# Optimizing Sourcing and Pricing Strategies for GlobeHarvest Co. in Kenya

## Collaborators
    . Joyce Chepng'eno
    . Sarah Karanja
    . Brandon Muraya
    . Pete Njagi
    . Tom Mwambire
    . James Koli

## Introduction:
GlobeHarvest Co. is an emerging import-export company poised to enter the Kenyan agricultural market. With a commitment to leveraging data-driven strategies, GlobeHarvest aims to optimize its sourcing and pricing strategies to establish a competitive presence in Kenya's agricultural sector. By harnessing the power of data analytics, GlobeHarvest seeks to gain valuable insights into market dynamics, consumer preferences, and pricing trends to drive informed decision-making and maximize profitability.

## Business Understanding:
Kenya's agricultural market offers immense potential for GlobeHarvest Co., characterized by diverse regions with varying agricultural capabilities and consumer demands. However, navigating this complex landscape presents several challenges, including identifying cost-effective sourcing locations, strategically timing purchases, and ensuring competitive pricing amid price variabilities across regions. To succeed in the Kenyan market, GlobeHarvest must develop a deep understanding of market dynamics, consumer behavior, and competitive factors to optimize its procurement processes and pricing strategies effectively.

## Problem Statement:
GlobeHarvest Co. faces the following key challenges in entering the Kenyan agricultural market:

**Identifying Optimal Sourcing Locations**: The company needs to identify the most cost-effective sourcing locations across different Kenyan counties to minimize procurement costs and ensure a reliable supply chain.

**Timing Purchases Strategically**: GlobeHarvest requires insights into the optimal timing for purchasing various commodities, considering seasonal fluctuations, market trends, and price dynamics.

**Navigating Price Variabilities**: Significant price discrepancies exist across different regions in Kenya, necessitating a systematic approach to ensure competitive pricing and optimize profitability.

**Ensuring Global Competitiveness**: GlobeHarvest aims not only to source commodities but also potentially export products.

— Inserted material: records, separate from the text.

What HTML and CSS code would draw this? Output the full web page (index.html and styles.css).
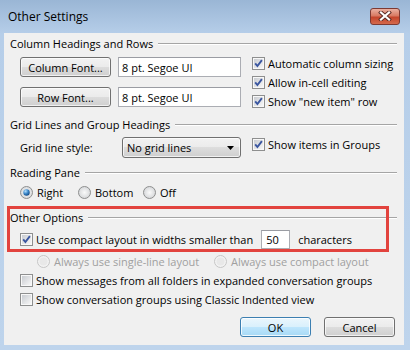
FILE: index.html
```html
<!DOCTYPE html>
<html lang="en">
<head>
    <meta charset="UTF-8">
    <title>Other Settings</title>
    <link rel="stylesheet" href="styles.css">
</head>
<body>
    <!-- shared glyphs for checkboxes and radios -->
    <svg class="defs" aria-hidden="true">
        <defs>
            <linearGradient id="boxFill" x1="0" y1="0" x2="1" y2="1">
                <stop offset="0" stop-color="#c9ccd1"/>
                <stop offset="1" stop-color="#f7f7f7"/>
            </linearGradient>
            <radialGradient id="radioFill" cx="0.5" cy="0.5" r="0.6">
                <stop offset="0" stop-color="#fafafa"/>
                <stop offset="1" stop-color="#cfd1d4"/>
            </radialGradient>
            <radialGradient id="dotFill" cx="0.35" cy="0.3" r="0.8">
                <stop offset="0" stop-color="#b4e0ff"/>
                <stop offset="0.5" stop-color="#3a86c8"/>
                <stop offset="1" stop-color="#0d3f78"/>
            </radialGradient>
            <symbol id="cb-off" viewBox="0 0 13 13">
                <rect x="0.5" y="0.5" width="12" height="12" fill="#f8f8f8" stroke="#8e8f8f"/>
                <rect x="2" y="2" width="9" height="9" fill="url(#boxFill)"/>
            </symbol>
            <symbol id="cb-on" viewBox="0 0 13 13">
                <rect x="0.5" y="0.5" width="12" height="12" fill="#f8f8f8" stroke="#8e8f8f"/>
                <rect x="2" y="2" width="9" height="9" fill="url(#boxFill)"/>
                <path d="M3.2 6.4 L5.4 9 L9.9 3.1" fill="none" stroke="#3a56a0" stroke-width="1.9"/>
            </symbol>
            <symbol id="rb-off" viewBox="0 0 13 13">
                <circle cx="6.5" cy="6.5" r="6" fill="url(#radioFill)" stroke="#8e8f8f"/>
            </symbol>
            <symbol id="rb-on" viewBox="0 0 13 13">
                <circle cx="6.5" cy="6.5" r="6" fill="url(#radioFill)" stroke="#8e8f8f"/>
                <circle cx="6.5" cy="6.5" r="3.2" fill="url(#dotFill)"/>
            </symbol>
            <symbol id="rb-dis" viewBox="0 0 13 13">
                <circle cx="6.5" cy="6.5" r="6" fill="#f2f2f2" stroke="#c6c6c6"/>
                <circle cx="6.5" cy="6.5" r="4" fill="#e8e8e8"/>
            </symbol>
        </defs>
    </svg>

    <div class="window">
        <!-- Title bar -->
        <div class="titlebar">
            <span class="title">Other Settings</span>
            <span class="close">
                <svg width="14" height="10" viewBox="0 0 14 10">
                    <path d="M3 1.5 L11 8.5 M11 1.5 L3 8.5" stroke="#5a2a24" stroke-width="4" stroke-linecap="square"/>
                    <path d="M3 1.5 L11 8.5 M11 1.5 L3 8.5" stroke="#ffffff" stroke-width="2.2" stroke-linecap="square"/>
                </svg>
            </span>
        </div>

        <!-- Dialog body -->
        <div class="client">
            <div class="heading">Column Headings and Rows</div>
            <div class="group-row">
                <div class="fonts">
                    <div class="font-row">
                        <span class="btn">Column Font...</span>
                        <span class="field">8 pt. Segoe UI</span>
                    </div>
                    <div class="font-row">
                        <span class="btn">Row Font...</span>
                        <span class="field">8 pt. Segoe UI</span>
                    </div>
                </div>
                <div class="checks">
                    <div class="check"><svg class="box"><use href="#cb-on"/></svg>Automatic column sizing</div>
                    <div class="check"><svg class="box"><use href="#cb-on"/></svg>Allow in-cell editing</div>
                    <div class="check"><svg class="box"><use href="#cb-on"/></svg>Show "new item" row</div>
                </div>
            </div>

            <div class="heading heading-grid">Grid Lines and Group Headings</div>
            <div class="grid-row">
                <span class="grid-label">Grid line style:</span>
                <span class="dropdown">No grid lines
                    <svg width="7" height="4" viewBox="0 0 7 4"><path d="M0 0 H7 L3.5 4 Z" fill="#000"/></svg>
                </span>
                <div class="check check-groups"><svg class="box"><use href="#cb-on"/></svg>Show items in Groups</div>
            </div>

            <div class="heading heading-pane">Reading Pane</div>
            <div class="radio-row">
                <span class="radio radio-right"><svg class="box"><use href="#rb-on"/></svg>Right</span>
                <span class="radio radio-bottom"><svg class="box"><use href="#rb-off"/></svg>Bottom</span>
                <span class="radio"><svg class="box"><use href="#rb-off"/></svg>Off</span>
            </div>

            <div class="heading heading-other">Other Options</div>
            <div class="compact-row">
                <svg class="box"><use href="#cb-on"/></svg>Use compact layout in widths smaller than
                <span class="field field-small">50</span>characters
            </div>
            <div class="radio-row disabled-row">
                <span class="radio radio-single"><svg class="box"><use href="#rb-dis"/></svg>Always use single-line layout</span>
                <span class="radio"><svg class="box"><use href="#rb-dis"/></svg>Always use compact layout</span>
            </div>
            <div class="check check-wide check-first"><svg class="box"><use href="#cb-off"/></svg>Show messages from all folders in expanded conversation groups</div>
            <div class="check check-wide"><svg class="box"><use href="#cb-off"/></svg>Show conversation groups using Classic Indented view</div>

            <div class="actions">
                <span class="btn btn-default">OK</span>
                <span class="btn">Cancel</span>
            </div>

            <!-- highlight frame drawn over the dialog -->
            <div class="highlight"></div>
        </div>
    </div>
</body>
</html>
```

FILE: styles.css
```css
/* Basic styling */
body {
    margin: 0;
    font-family: "Segoe UI", "Open Sans", sans-serif;
    font-size: 11px;
    color: #000;
}

.defs {
    position: absolute;
    width: 0;
    height: 0;
}

.window {
    width: 410px;
    height: 350px;
    background: linear-gradient(#9ab6d5, #b6cee9 34px, #bed4ec);
    display: flex;
    flex-direction: column;
}

/* Title bar */
.titlebar {
    height: 33px;
    display: flex;
    align-items: center;
    justify-content: space-between;
    padding: 0 10px 0 8px;
    box-sizing: border-box;
}

.title {
    font-size: 12px;
    margin-top: -1px;
}

.close {
    width: 30px;
    height: 17px;
    box-sizing: border-box;
    border: 1px solid #7d3a33;
    border-radius: 3px;
    background: linear-gradient(#eab0a1, #d87a63 45%, #c4452c 55%, #d46a4c);
    display: flex;
    align-items: center;
    justify-content: center;
    margin-top: -1px;
}

/* Dialog body */
.client {
    position: relative;
    margin: 0 6px 0 4px;
    height: 312px;
    padding-top: 3px;
    box-sizing: border-box;
    background-color: #f0f0f0;
}

.heading {
    display: flex;
    align-items: center;
    height: 15px;
    padding-left: 6px;
    margin-right: 7px;
}

.heading::after {
    content: "";
    flex: 1;
    margin-left: 5px;
    border-top: 1px solid #a5a5a5;
    border-bottom: 1px solid #fff;
}

.heading-grid {
    margin-top: 6px;
}

.heading-pane {
    margin-top: 7px;
}

.heading-other {
    margin-top: 9px;
}

.group-row {
    display: flex;
    align-items: flex-start;
}

.fonts {
    margin: 6px 0 0 16px;
}

.font-row {
    display: flex;
    gap: 7px;
    margin-bottom: 10px;
}

.font-row:last-child {
    margin-bottom: 0;
}

.btn {
    width: 91px;
    height: 20px;
    box-sizing: border-box;
    border: 1px solid #707070;
    border-radius: 3px;
    background: linear-gradient(#f2f2f2, #ebebeb 50%, #dddddd 50%, #cfcfcf);
    display: flex;
    align-items: center;
    justify-content: center;
    box-shadow: inset 0 0 0 1px rgba(255, 255, 255, 0.7);
}

.field {
    width: 123px;
    height: 20px;
    box-sizing: border-box;
    border: 1px solid #abadb3;
    border-top-color: #9a9ca3;
    background-color: #fff;
    padding-left: 3px;
    display: flex;
    align-items: center;
}

.field-small {
    width: 29px;
    height: 19px;
    margin: 0 8px 0 8px;
    padding-left: 4px;
}

.checks {
    margin: 3px 0 0 11px;
}

.check {
    display: flex;
    align-items: center;
    height: 19px;
}

.box {
    width: 13px;
    height: 13px;
    flex: none;
    margin-right: 3px;
}

/* Grid lines row */
.grid-row {
    display: flex;
    align-items: center;
    margin-top: 5px;
}

.grid-label {
    width: 118px;
    padding-left: 16px;
    box-sizing: border-box;
}

.dropdown {
    width: 119px;
    height: 21px;
    box-sizing: border-box;
    border: 1px solid #707070;
    border-radius: 3px;
    background: linear-gradient(#f2f2f2, #ebebeb 50%, #dddddd 50%, #cfcfcf);
    box-shadow: inset 0 0 0 1px rgba(255, 255, 255, 0.7);
    display: flex;
    align-items: center;
    justify-content: space-between;
    padding: 0 6px 0 4px;
}

.check-groups {
    align-self: flex-start;
    height: 15px;
    margin-left: 11px;
}

/* Radio rows */
.radio-row {
    display: flex;
    align-items: center;
    height: 18px;
    margin-top: 3px;
    padding-left: 16px;
}

.radio {
    display: flex;
    align-items: center;
}

.radio .box {
    margin-right: 4px;
}

.radio-right {
    width: 58px;
}

.radio-bottom {
    width: 65px;
}

.compact-row {
    display: flex;
    align-items: center;
    height: 19px;
    margin-top: 5px;
    padding-left: 16px;
}

.disabled-row {
    height: 16px;
    margin-top: 4px;
    padding-left: 33px;
    color: #a0a0a0;
}

.radio-single {
    width: 177px;
}

.check-wide {
    padding-left: 16px;
}

.check-first {
    margin-top: 2px;
}

/* Buttons at the bottom */
.actions {
    display: flex;
    justify-content: flex-end;
    gap: 13px;
    margin: 8px 9px 0 0;
}

.actions .btn {
    width: 71px;
}

.btn-default {
    border-color: #3c7fb1;
    background: linear-gradient(#eaf6fd, #d9f0fc 50%, #bee6fd 50%, #a7d9f5);
    box-shadow: inset 0 0 0 1px rgba(255, 255, 255, 0.8);
}

/* Red annotation frame */
.highlight {
    position: absolute;
    left: 3px;
    top: 173px;
    width: 382px;
    height: 46px;
    box-sizing: border-box;
    border: 3px solid #e2433e;
}
```
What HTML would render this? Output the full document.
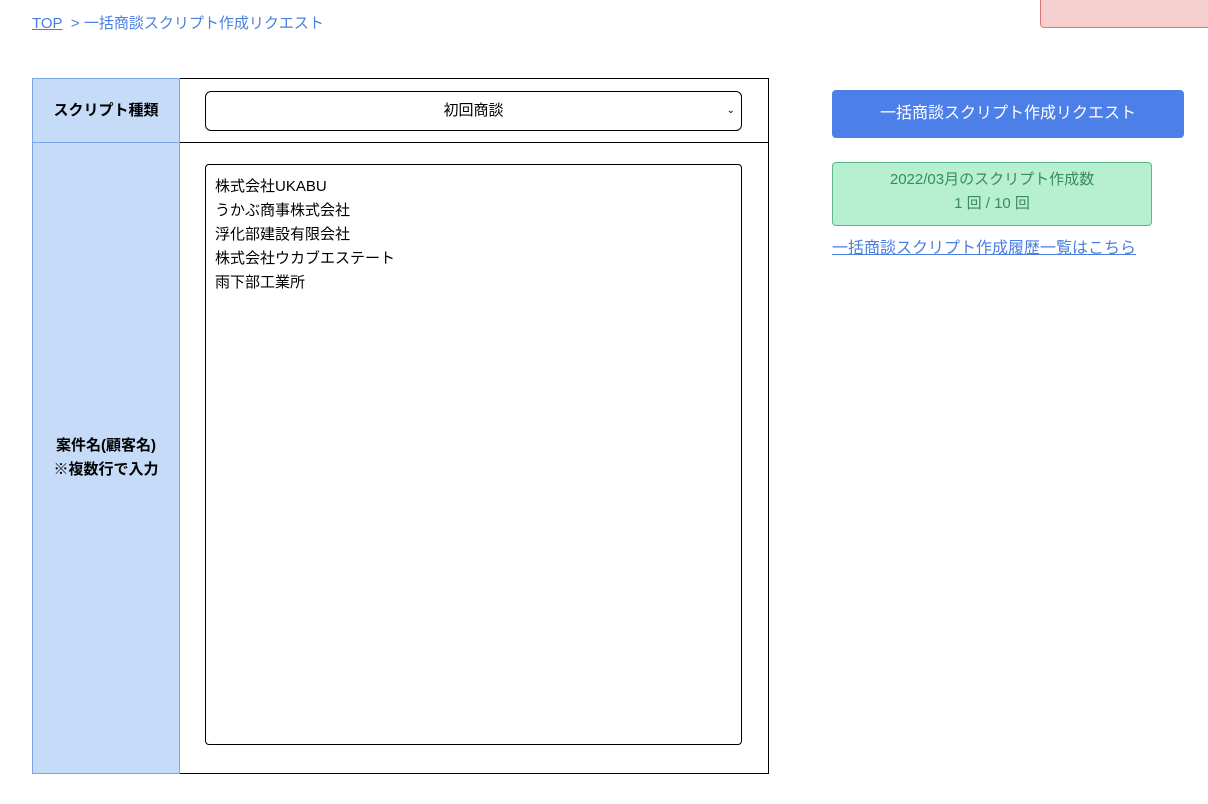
<!DOCTYPE html>
<html><head><meta charset="utf-8"><style>
*{box-sizing:border-box}
body{margin:0;width:1208px;height:804px;background:#fff;font-family:"Liberation Sans","Noto Sans CJK JP",sans-serif;font-size:15px;color:#000;position:relative;overflow:hidden}
.a{position:absolute}
.bc{left:32px;top:12px;color:#4a7fe0;font-size:15px}
.bc u{text-decoration:underline}
.alert{left:1040px;top:-4px;width:180px;height:32px;background:#f6cfcf;border:1px solid #d77;border-radius:4px}
table{position:absolute;left:32px;top:78px;border-collapse:collapse}
td{border:1px solid #000}
th{background:#c5dbf8;border:1px solid #7aa6e6;width:147px;font-weight:bold;font-size:15px;line-height:24px}
.sel{left:205px;top:91px;width:537px;height:40px;border:1px solid #000;border-radius:6px;text-align:center;line-height:38px;font-size:15px}
.ta{left:205px;top:164px;width:537px;height:581px;border:1px solid #000;border-radius:4px;padding:10px 9px;line-height:24px;font-size:15px}
.btn{left:832px;top:90px;width:352px;height:48px;background:#4d7fe8;color:#fff;border-radius:4px;text-align:center;line-height:48px;font-size:16px}
.cnt{left:832px;top:162px;width:320px;height:64px;background:#b7f0d1;border:1px solid #5bb88a;border-radius:4px;color:#3a8a5a;text-align:center;font-size:15px;line-height:24px;padding-top:5px}
.lk{left:832px;top:234px;color:#4a7fe0;text-decoration:underline;font-size:16px}
</style></head><body>
<div class="a bc"><u>TOP</u>&nbsp; &gt; 一括商談スクリプト作成リクエスト</div>
<div class="a alert"></div>
<table>
<tr style="height:64px"><th>スクリプト種類</th><td style="width:589px"></td></tr>
<tr style="height:631px"><th>案件名(顧客名)<br>※複数行で入力</th><td></td></tr>
</table>
<div class="a sel">初回商談<span style="position:absolute;right:6px;font-size:10px">&#8964;</span></div>
<div class="a ta">株式会社UKABU<br>うかぶ商事株式会社<br>浮化部建設有限会社<br>株式会社ウカブエステート<br>雨下部工業所</div>
<div class="a btn">一括商談スクリプト作成リクエスト</div>
<div class="a cnt">2022/03月のスクリプト作成数<br>1 回 / 10 回</div>
<div class="a lk">一括商談スクリプト作成履歴一覧はこちら</div>
</body></html>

Understanding how Kenyan prices compare to global averages is essential for identifying export opportunities and maintaining competitiveness in the global market.

## Objectives:
The primary objectives of GlobeHarvest Co. in optimizing its sourcing and pricing strategies for the Kenyan market are as follows:

**Identify Cost-Effective Sourcing Locations**: Analyze data to identify regions in Kenya that offer the most cost-effective sourcing opportunities for various food commodities.

**Strategically Time Purchases**: Utilize historical data and market insights to determine the optimal timing for purchasing specific commodities, considering seasonal trends and market dynamics.

**Navigate Price Variabilities**: Develop strategies to navigate price variabilities across different regions in Kenya, ensuring competitive pricing and maximizing profitability.

**Ensure Global Competitiveness**: Analyze Kenyan prices against global averages to identify competitive advantages and potential export opportunities, positioning GlobeHarvest as a competitive player in the global market.

## Data Understanding:

The dataset obtained from Kaggle consists of food price data collected in Kenya, providing valuable insights into the pricing dynamics of various food commodities across different regions and markets. The dataset contains the following columns:

**date**: The date of the price observation.

**admin1**: The first-level administrative division (e.g., province or county) in Kenya.

**admin2**: The second-level administrative division (e.g., district or sub-county) in Kenya.

**market**: The name of the market where the price was recorded.

**latitude**: The latitude coordinates of the market location.

**longitude**: The longitude coordinates of the market location.

**category**: The category of the food commodity (e.g., cereals and tubers, pulses and nuts, meat, fish, and eggs).

**commodity**: The specific name of the food commodity.

**unit**: The unit of measurement for the price (e.g., KG for kilograms, G for grams).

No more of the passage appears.